For the next 15 minutes, Galvin and Mirjani talked about their interests, life at their respective universities, and Afghani perceptions of the United States.
“There should be more opportunities to have a conversation, face-to-face, with someone else on the other side of the globe,” Galvin said. “We would all understand each other a lot better.”
From April 7 to 22, over 130 such conversations took place through the D.C.-Herat portal.
Georgetown University’s Laboratory for Global Performance and Politics played a central role in bringing a portal to the Georgetown neighborhood.
Housed in the Davis Performing Arts Center, the Lab aims to raise voices rarely heard in Washington, D.C.
“In the wake of the recent visit of President Ashraf Ghani, this portal provides a unique opportunity to speak directly with Afghan people to find out how they feel about their personal and national futures,” said Ambassador Cynthia Schneider, co-director of the Lab.
The portal was presented as part of the world premiere of Generation (Wh)Y: Global Voices on Stage on April 17 and 18.
In collaboration with the Berkley Center for Religion, Peace, and World Affairs, Bridges of Understanding, and the Department of Arabic and Islamic Studies, the immersive theatrical production was the result of a year-long dialogue between Georgetown students and youth from Egypt, Syria, Afghanistan, Sudan, Pakistan, Saudi Arabia, Palestine, Qatar, and Iraq, among other countries.

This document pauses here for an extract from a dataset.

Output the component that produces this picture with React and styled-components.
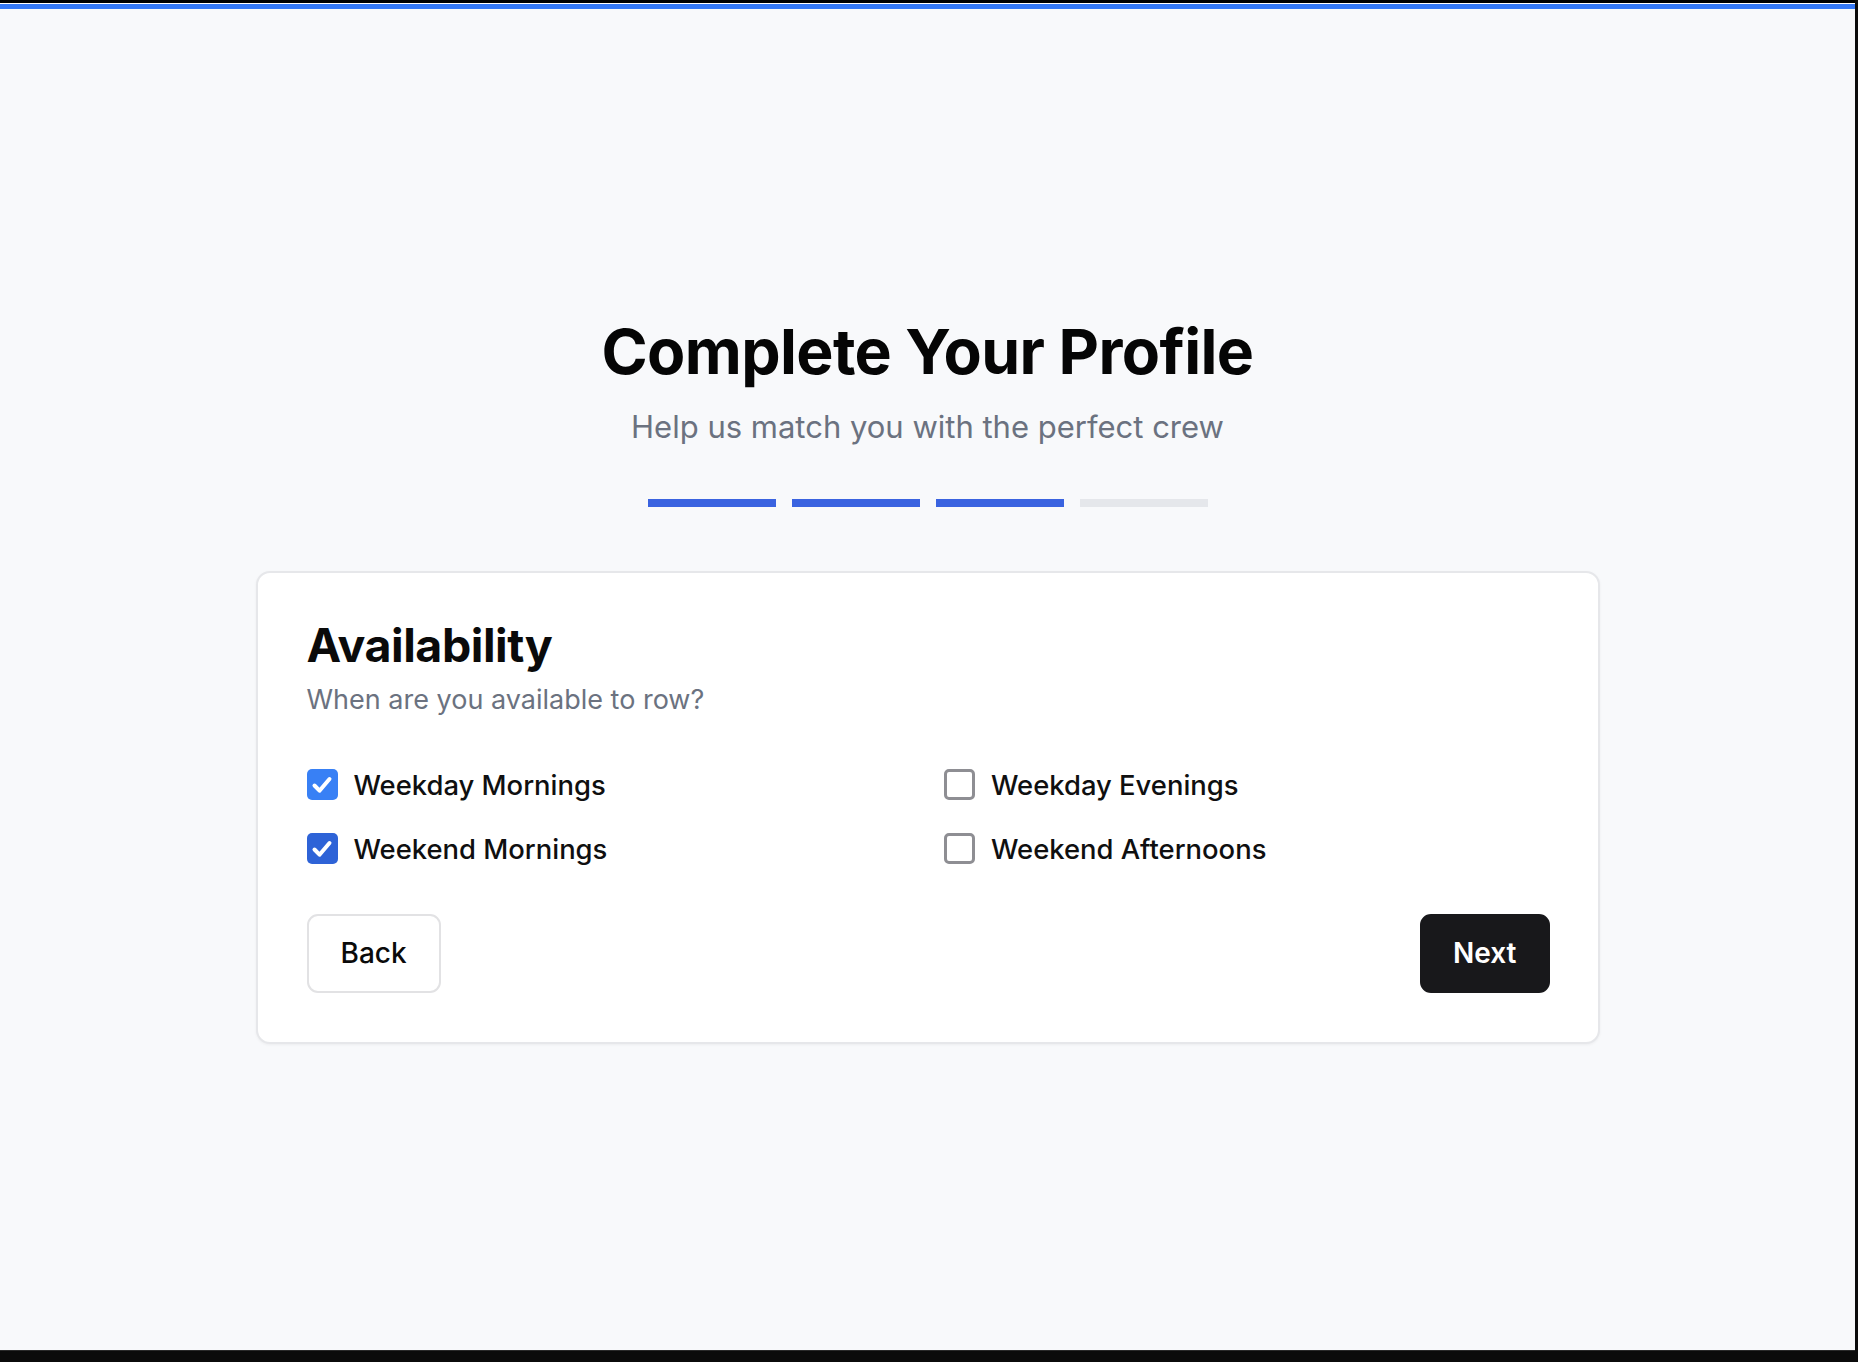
import React, { useState } from 'react';
import styled, { createGlobalStyle } from 'styled-components';

const GlobalStyle = createGlobalStyle`
  * { box-sizing: border-box; }
  html, body { margin: 0; padding: 0; }
  body {
    font-family: Inter, "Noto Sans", "Liberation Sans", sans-serif;
    background: #0b0b0b;
  }
`;

const Frame = styled.div`
  height: 100vh;
  display: flex;
  flex-direction: column;
  background: #0b0b0b;
`;

const TopStrip = styled.div`
  height: 9px;
  flex-shrink: 0;
  border-top: 3px solid #000;
  border-bottom: 5px solid #3478f6;
  background: #fff;
  margin-right: 3px;
`;

const Page = styled.main`
  flex: 1;
  margin-right: 3px;
  padding-bottom: 2px;
  background: #f8f9fb;
  display: flex;
  flex-direction: column;
  align-items: center;
  justify-content: center;
  border-bottom: 1px solid #2a2a2a;
`;

const BottomStrip = styled.div`
  height: 11px;
  flex-shrink: 0;
`;

const Title = styled.h1`
  margin: 0;
  font-size: 62.5px;
  line-height: 74px;
  font-weight: 700;
  letter-spacing: -0.01em;
  color: #050505;
`;

const Subtitle = styled.p`
  margin: 21px 0 0;
  font-size: 31px;
  line-height: 36px;
  color: #6b7280;
`;

const Steps = styled.div`
  display: flex;
  gap: 16px;
  margin-top: 54px;
`;

const Step = styled.div`
  width: 128px;
  height: 8px;
  background: ${(p) => (p.$done ? '#3a63e0' : '#e5e7eb')};
`;

const Card = styled.section`
  margin-top: 64px;
  width: 1344px;
  background: #fff;
  border: 2px solid #e6e7ea;
  border-radius: 14px;
  box-shadow: 0 1px 3px rgba(0, 0, 0, 0.05);
  padding: 47px 48px 49px 49px;
`;

const CardTitle = styled.h2`
  margin: 0;
  font-size: 46.5px;
  line-height: 50px;
  font-weight: 700;
  letter-spacing: -0.01em;
  color: #0a0a0a;
`;

const CardText = styled.p`
  margin: 12px 0 0;
  font-size: 27px;
  line-height: 36px;
  color: #6b7280;
`;

const Options = styled.div`
  display: grid;
  grid-template-columns: 1fr 1fr;
  column-gap: 32px;
  row-gap: 24px;
  margin-top: 47px;
`;

const Option = styled.label`
  display: flex;
  align-items: center;
  gap: 16px;
  height: 40px;
  cursor: pointer;
  font-size: 27.4px;
  font-weight: 500;
  color: #0f0f10;
`;

const Box = styled.span`
  width: 31px;
  height: 31px;
  border-radius: 5px;
  display: flex;
  align-items: center;
  justify-content: center;
  flex-shrink: 0;
  background: ${(p) => (p.$checked ? p.$tone : '#fff')};
  border: ${(p) => (p.$checked ? 'none' : '3px solid #8e8e93')};
`;

const Actions = styled.div`
  display: flex;
  justify-content: space-between;
  margin-top: 45px;
`;

const Button = styled.button`
  height: 79px;
  padding: 0 ${(p) => (p.$primary ? '31px' : '32px')};
  border-radius: 11px;
  font-family: inherit;
  font-size: 28px;
  font-weight: ${(p) => (p.$primary ? 600 : 500)};
  cursor: pointer;
  background: ${(p) => (p.$primary ? '#18181b' : '#fff')};
  color: ${(p) => (p.$primary ? '#fff' : '#0a0a0a')};
  border: 2px solid ${(p) => (p.$primary ? '#18181b' : '#e2e2e4')};
`;

const options = [
  { label: 'Weekday Mornings', checked: true, tone: '#3880f5' },
  { label: 'Weekday Evenings', checked: false },
  { label: 'Weekend Mornings', checked: true, tone: '#2e63d7' },
  { label: 'Weekend Afternoons', checked: false },
];

const Check = () => (
  <svg width="24" height="24" viewBox="0 0 24 24" fill="none">
    <path d="M4.5 12.5l5 5.2L19.5 6" stroke="#fff" strokeWidth="4" strokeLinecap="round" strokeLinejoin="round" />
  </svg>
);

export default function App() {
  const [state, setState] = useState(options.map((o) => o.checked));

  const toggle = (i) => setState((s) => s.map((v, j) => (j === i ? !v : v)));

  return (
    <Frame>
      <GlobalStyle />
      <TopStrip />
      <Page>
        <Title>Complete Your Profile</Title>
        <Subtitle>Help us match you with the perfect crew</Subtitle>
        <Steps>
          <Step $done />
          <Step $done />
          <Step $done />
          <Step />
        </Steps>
        <Card>
          <CardTitle>Availability</CardTitle>
          <CardText>When are you available to row?</CardText>
          <Options>
            {options.map((o, i) => (
              <Option key={o.label} onClick={() => toggle(i)}>
                <Box $checked={state[i]} $tone={o.tone || '#3880f5'}>
                  {state[i] && <Check />}
                </Box>
                {o.label}
              </Option>
            ))}
          </Options>
          <Actions>
            <Button>Back</Button>
            <Button $primary>Next</Button>
          </Actions>
        </Card>
      </Page>
      <BottomStrip />
    </Frame>
  );
}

“The portals project is such a beautiful fit with our Generation (Wh)Y project,” says Lab Co-Director Professor Derek Goldman.
“It privileges the power of one-to-one personal communication that is at the heart of this initiative, the potential for us to find real meaning and connection, to develop shared understandings and relationships, and to have our perceptions transformed through humanizing encounters with those around the world,” he added.
In June, a new portal will connect Woodrow Wilson Plaza in Washington, D.C., with downtown Havana, Cuba. Future plans for portals include Nashville, Beirut, Monrovia, Detroit, Durban, and Karachi.